Если я лишена возможности коснуться плеча своего мужчины, положить подбородок ему на плечо, я начинаю очень остро и болезненно страдать. Одиночество настоящее, когда я действительно одна, вдохновляет. Но вот это необъяснимое, мучительное, какое-то загнанное, воспаленное одиночество в непреодолимом сантиметре от близкого человека убивает душу. И потом. Я что-то не поняла, что за манера. Я тут что, прокаженная, неприкасаемая, не имеющая права приближаться к белому человеку? Ты это брось…
Он не просто не позволял мне касаться себя. Кто-то любит, кто-то позволяет себя любить. Но он был невыносим. Он ведь даже не позволял. А я по-другому не умею…
…Если что-то не устраивает, почему бы не уйти? Когда я что терпела? Но уйти, просто презрительно перешагнув, небрежно поведя плечом, не было уже никакой возможности. Он засел в мозгу, как неистребимый знак вопроса.
Когда он начинал избавляться от меня, изгоняя из своей жизни, я впадала в отчаяние. Просто до слез. Я была ребенком, которому дали самую восхитительную игрушку. А потом вырвали ее из рук…
Ровно три года разницы в возрасте. Но между нами была пропасть величиной в целую жизнь…
В нем было слишком много холодной, надменной, опасной тайны. Слишком блестящий мужчина, загадочный, как нож какой-то неведомой заточки. Можно положить жизнь на то, чтобы разгадать секрет изготовления такой стали… Это была Брестская крепость, очаг сопротивления, который сидит в общей картине твоего наступления как заноза. На который можно закрыть глаза.
Я даже не знала, с какой стороны подойти к разгадке, глядя на этот слишком гордый отстраненный профиль. Рядом с этим человеком я была всего лишь тенью. Значит, надо действительно стать его тенью. Просто держаться рядом и ждать. Когда случай нечаянно даст мне в руки нить, за которую я размотаю этот клубок…
А еще… Я просто больше не хотела быть одна. Я устала. А он… Он — самый лютый. И я хочу, чтобы он был моим хозяином. А я — я просто замру и затихну под хозяйской рукой.
Самый ложный путь из всех, какие я могла придумать…
Так Соловей попал в мои кошачьи лапы. Я его не обижала. Это он постоянно клевался, ругался и брыкался. Он был совершенно неправильной любимой игрушкой…
На самом деле это я сильно
Я не помогла…
…Я не говорила ему всего. Я чувствовала себя почти виноватой. Да, перед ним. Как это ни смешно… Но мне было абсолютно ясно, из-за чего человек мог тогда, зимой, после освобождения, сходить с ума, бросаться на людей.
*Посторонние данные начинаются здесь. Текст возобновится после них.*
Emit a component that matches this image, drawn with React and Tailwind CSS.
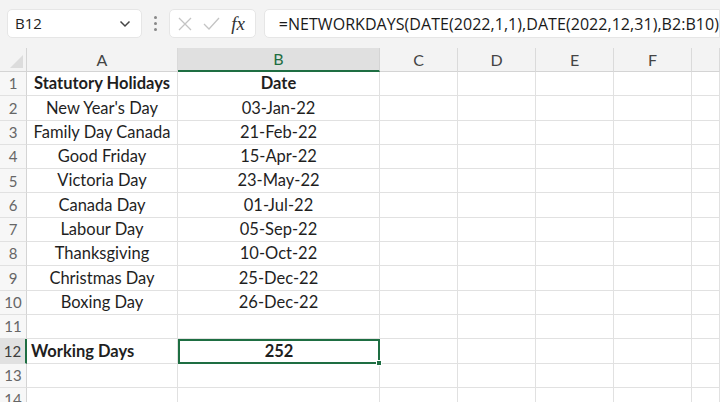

Господи, он же просто кричал о помощи. Но я тогда только в ужасе отшатнулась. Я слишком ясно видела: ему не поможешь. С ним было бесполезно говорить на человеческом языке. Любого, кто приблизится к нему, он бы первого принялся уничтожать, ослепленный своей болью. Я не знала, как попросить прощения у этого человека, от которого все только шарахались и которого все невзлюбили. Я оказалась тогда слишком слаба. Я не помогла…
Теперь-то, конечно, когда он такой путь назад, в человечность, проделал один, сам. Теперь с ним и разговаривать было уже не страшно.
Но что я и теперь могла сделать? Молча сесть рядом и, осторожно положив подбородок на плечо, смотреть на этот упрямый отчаянный профиль. И может быть, так же осторожно взять его руку в свою… И не обижаться, когда он прогонит.
Жалко человека. Я видела по-прежнему: он и теперь начнет уничтожать того, кто рискнет подойти слишком близко. Пока он сам себе не поможет, он никому не позволит ему помочь. И лучше ему не станет. Только зря он с людьми так…
Глава 5
Бабла-то хватает
Ничего… Ничего… Все уже хорошо… Ты упорно отказываешься вести себя правильно. Тебе же хуже. Не хочешь по-хорошему — будем общаться с тобой на том языке, который ты понимаешь…
Греция — Португалия — 1:0
…А потом я начала коварно по капле запускать ему в душу яд. Рассказывать ему о нем самом. Если делать это осторожно, то вот эти скупо оброненные тобой слова способны постепенно превратиться для человека в мощнейший наркотик… Я могу долго молчать, как будто меня и нет. Но не стоит обольщаться. Однажды все равно проявлюсь.